__Objective__
Lines holding the string "React" are the ones to copy from this listing.

*** Information shown ***

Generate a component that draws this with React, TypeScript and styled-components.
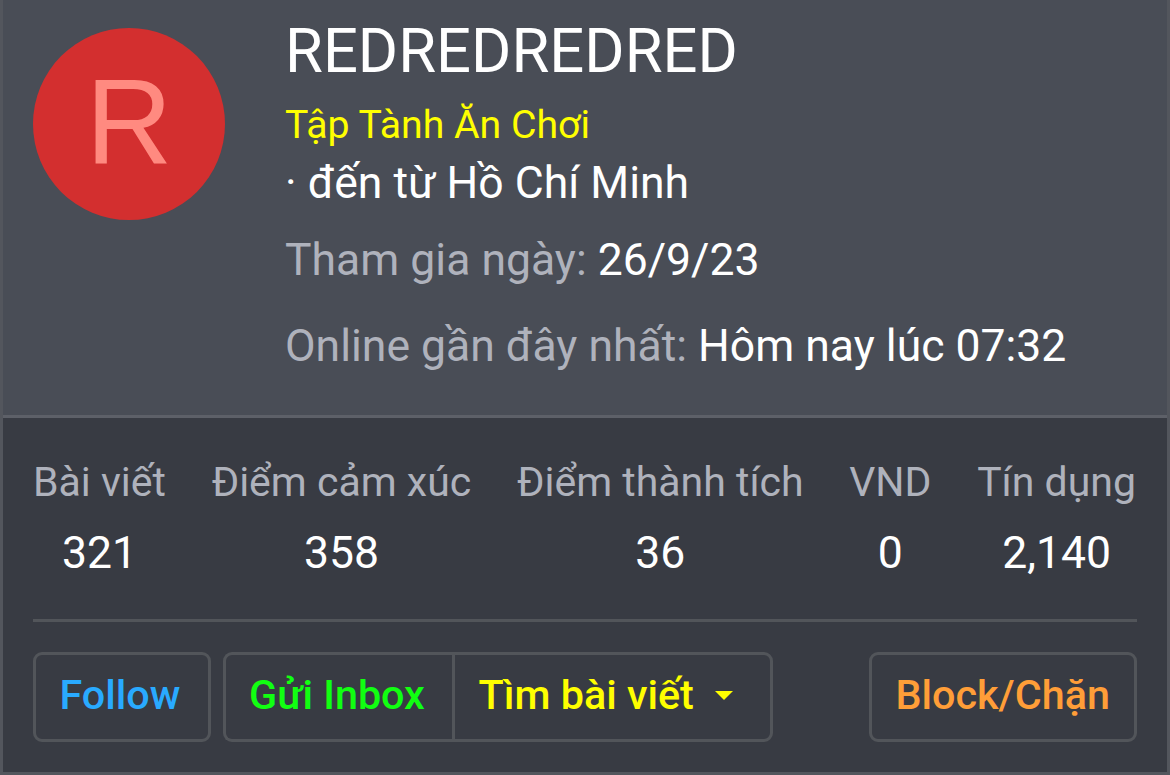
import React from 'react';
import styled, { createGlobalStyle } from 'styled-components';

const GlobalStyle = createGlobalStyle`
  * {
    box-sizing: border-box;
  }

  body {
    margin: 0;
    background: #383b43;
    font-family: Roboto, 'Noto Sans', sans-serif;
    overflow: hidden;
  }
`;

const Card = styled.div`
  width: 1170px;
  height: 775px;
  border: 3px solid #53565d;
  border-top: 0;
  background: #383b43;
  color: #fff;
`;

const Header = styled.header`
  display: flex;
  height: 418px;
  padding: 28px 30px 0;
  border-bottom: 3px solid #5d6068;
  background: #494d56;
`;

const Avatar = styled.div`
  flex: none;
  width: 192px;
  height: 192px;
  margin-right: 60px;
  border-radius: 50%;
  background: #d32f2f;
  color: #ff8a80;
  font-family: 'Liberation Sans', Arial, sans-serif;
  font-size: 120px;
  line-height: 188px;
  text-align: center;
`;

const Info = styled.div`
  white-space: nowrap;
`;

const Name = styled.h4`
  margin: -19px 0 0;
  font-size: 61.5px;
  font-weight: 400;
  line-height: 84px;
`;

const Title = styled.div`
  margin-top: 3px;
  color: #ffff00;
  font-size: 39.2px;
  line-height: 58px;
`;

const Line = styled.div<{ $gap?: number }>`
  margin-top: ${(props) => props.$gap || 0}px;
  font-size: 44.5px;
  line-height: 64px;
`;

const Muted = styled.span`
  color: #afb2bc;
`;

const Stats = styled.div`
  display: flex;
  justify-content: space-between;
  height: 204px;
  margin: 0 30px;
  padding: 32px 1px 0 0;
  border-bottom: 3px solid #52555a;
`;

const Stat = styled.dl`
  margin: 0;
  font-size: 44.5px;
  line-height: 64px;
  text-align: center;
  white-space: nowrap;
`;

const StatLabel = styled.dt`
  color: #afb2bc;
  font-size: 41px;
`;

const StatValue = styled.dd`
  margin: 7px 0 0;
`;

const Actions = styled.div`
  display: flex;
  justify-content: space-between;
  padding: 30px 30px 0;
`;

const Group = styled.div`
  display: flex;
`;

const Button = styled.button<{ $color: string; $width: number }>`
  display: flex;
  align-items: center;
  width: ${(props) => props.$width}px;
  height: 90px;
  padding: 0 0 4px 23.5px;
  border: 3px solid #52555a;
  border-radius: 9px;
  background: transparent;
  color: ${(props) => props.$color};
  font-family: inherit;
  font-size: 41.3px;
  font-weight: 500;
  white-space: nowrap;
`;

const InboxButton = styled(Button)`
  margin-left: 12px;
  padding-left: 23px;
  border-right: 0;
  border-radius: 9px 0 0 9px;
`;

const SearchButton = styled(Button)`
  border-radius: 0 9px 9px 0;
`;

const Caret = styled.span`
  margin-left: 21px;
  border: 9px solid transparent;
  border-top-color: #ffff00;
  border-bottom: 0;
`;

const stats = [
  { label: 'Bài viết', value: '321' },
  { label: 'Điểm cảm xúc', value: '358' },
  { label: 'Điểm thành tích', value: '36' },
  { label: 'VND', value: '0' },
  { label: 'Tín dụng', value: '2,140' },
];

const App = () => {
  return (
    <>
      <GlobalStyle />
      <Card>
        <Header>
          <Avatar>R</Avatar>
          <Info>
            <Name>REDREDREDRED</Name>
            <Title>Tập Tành Ăn Chơi</Title>
            <Line $gap={-3}>· đến từ Hồ Chí Minh</Line>
            <Line $gap={13}>
              <Muted>Tham gia ngày:</Muted> 26/9/23
            </Line>
            <Line $gap={22}>
              <Muted>Online gần đây nhất:</Muted> Hôm nay lúc 07:32
            </Line>
          </Info>
        </Header>
        <Stats>
          {stats.map((stat) => (
            <Stat key={stat.label}>
              <StatLabel>{stat.label}</StatLabel>
              <StatValue>{stat.value}</StatValue>
            </Stat>
          ))}
        </Stats>
        <Actions>
          <Group>
            <Button $color="#29aaff" $width={178}>
              Follow
            </Button>
            <InboxButton $color="#11ff11" $width={229}>
              Gửi Inbox
            </InboxButton>
            <SearchButton $color="#ffff00" $width={321}>
              Tìm bài viết
              <Caret />
            </SearchButton>
          </Group>
          <Button $color="#ff9e38" $width={268}>
            Block/Chặn
          </Button>
        </Actions>
      </Card>
    </>
  );
};

export default App;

***

__Complete output__
Generate a component that draws this with React, TypeScript and styled-components.
import React from 'react';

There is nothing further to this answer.